Una saga, quella dei Riva, iniziata nel dopoguerra, quando il giovane Emilio, figlio di un commerciante di rottame, si comprò un vecchio Dodge americano per raccogliere e distribuire il rottame alle nuove imprese elettrosiderurgiche della pianura padana. Poi arriverà il primo stabilimento di Caronno Pertusella. E da allora, dal 1957, nel gruppo si festeggia quel 7 marzo nel quale la fabbrica cominciò a produrre e tutto ebbe inizio.

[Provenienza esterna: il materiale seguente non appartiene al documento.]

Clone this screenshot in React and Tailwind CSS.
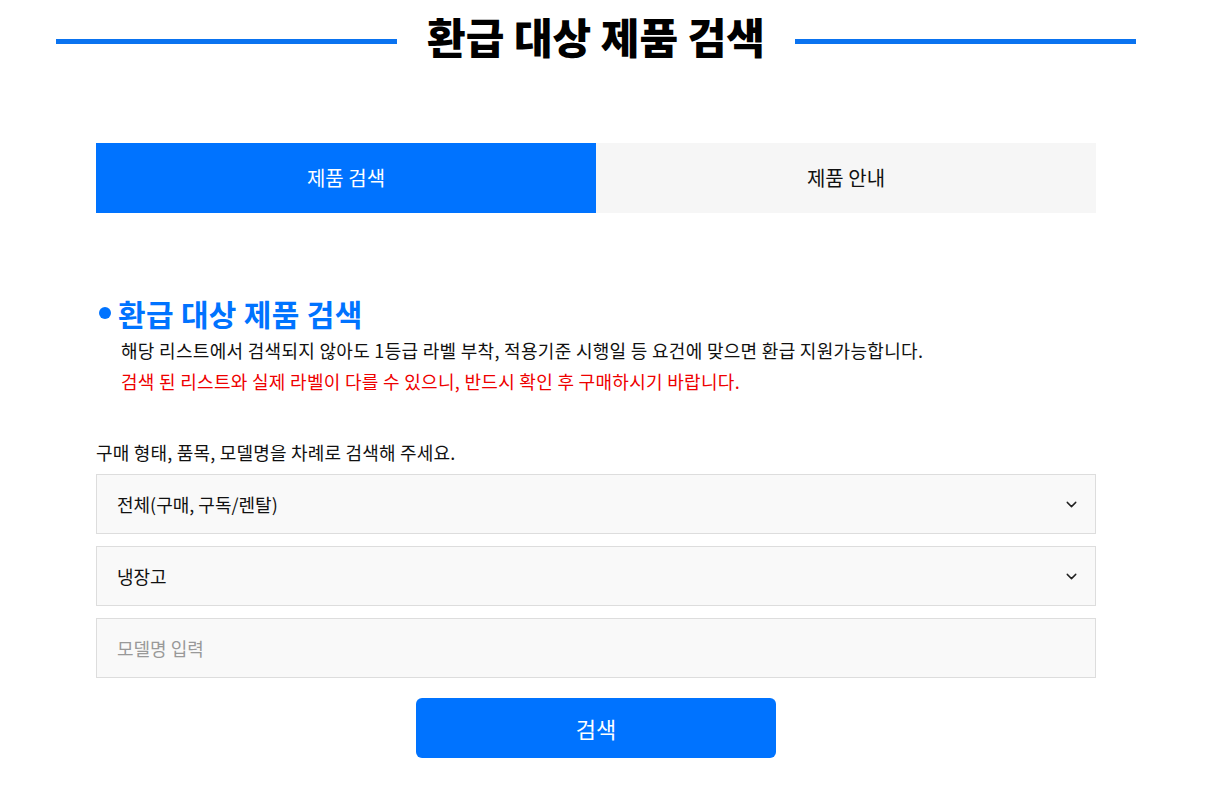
import { ChevronDown } from 'lucide-react';

const FONT = { fontFamily: '"Noto Sans CJK KR", "Noto Sans", sans-serif' };

function SelectBox({ value }) {
  return (
    <div className="flex h-[60px] items-center justify-between border border-[#dddddd] bg-[#f9f9f9] pl-5 pr-[15px] text-[18px] text-[#111]">
      <span>{value}</span>
      <ChevronDown size={17} strokeWidth={2} className="text-[#222]" />
    </div>
  );
}

export default function App() {
  return (
    <div className="min-h-[788px] w-[1192px] bg-white" style={FONT}>
      <div className="flex items-center px-[56px] pt-[12px]">
        <div className="mt-[10px] h-[5px] flex-1 bg-[#0a73f0]" />
        <h1 className="px-[30px] text-[42px] font-black leading-[48px] text-black">
          환급 대상 제품 검색
        </h1>
        <div className="mt-[10px] h-[5px] flex-1 bg-[#0a73f0]" />
      </div>

      <div className="mx-auto mt-[83px] w-[1000px]">
        <div className="flex h-[70px] text-[20px]">
          <div className="flex flex-1 items-center justify-center bg-[#0073ff] text-white">
            제품 검색
          </div>
          <div className="flex flex-1 items-center justify-center bg-[#f6f6f6] text-[#111]">
            제품 안내
          </div>
        </div>

        <div className="mt-[80px]">
          <div className="flex items-center gap-[7px]">
            <span className="ml-[3px] h-[12px] w-[12px] rounded-full bg-[#0073ff]" />
            <h2 className="text-[30px] font-bold leading-[40px] tracking-[0.3px] text-[#0073ff]">
              환급 대상 제품 검색
            </h2>
          </div>
          <p className="mt-[2px] pl-[25px] text-[18px] leading-[31px] tracking-[0.3px] text-[#111]">
            해당 리스트에서 검색되지 않아도 1등급 라벨 부착, 적용기준 시행일 등 요건에 맞으면 환급 지원가능합니다.
          </p>
          <p className="pl-[25px] text-[18px] leading-[31px] tracking-[0.3px] text-[#ee0000]">
            검색 된 리스트와 실제 라벨이 다를 수 있으니, 반드시 확인 후 구매하시기 바랍니다.
          </p>
        </div>

        <p className="mt-[40px] text-[18px] leading-[30px] tracking-[0.2px] text-[#111]">
          구매 형태, 품목, 모델명을 차례로 검색해 주세요.
        </p>

        <div className="mt-[7px] flex flex-col gap-[12px]">
          <SelectBox value="전체(구매, 구독/렌탈)" />
          <SelectBox value="냉장고" />
          <input
            placeholder="모델명 입력"
            className="h-[60px] border border-[#dddddd] bg-[#f9f9f9] px-5 text-[18px] text-[#111] outline-none placeholder:text-[#999]"
            style={FONT}
          />
        </div>

        <div className="mt-[20px] flex justify-center">
          <button className="h-[60px] w-[360px] rounded-[6px] bg-[#0073ff] text-[22px] text-white" style={FONT}>
            검색
          </button>
        </div>
      </div>
    </div>
  );
}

Senza di lui il destino del gruppo è ancora più denso di incognite. L’Ilva è commissariata e necessita di ingenti investimenti: almeno 4 miliardi. La famiglia Riva, senza il collante del vecchio leone Emilio, è divisa fra chi vuole gettare la spugna e chi vorrebbe proseguire, magari con un partner estero. Rimane il commento del presidente di Federacciai, Antonio Gozzi, che nonostante tutto rende omaggio al “ragiunatt dell’acciaio”. «Abbiamo perso un grande imprenditore, un vero capitano d’industria. Non lo dico per dovere istituzionale, ma per il dovere morale di riconoscenza che, come operatore del settore, e, consentitemi di dirlo, come italiano, sento di dover esprimere nei suoi confronti».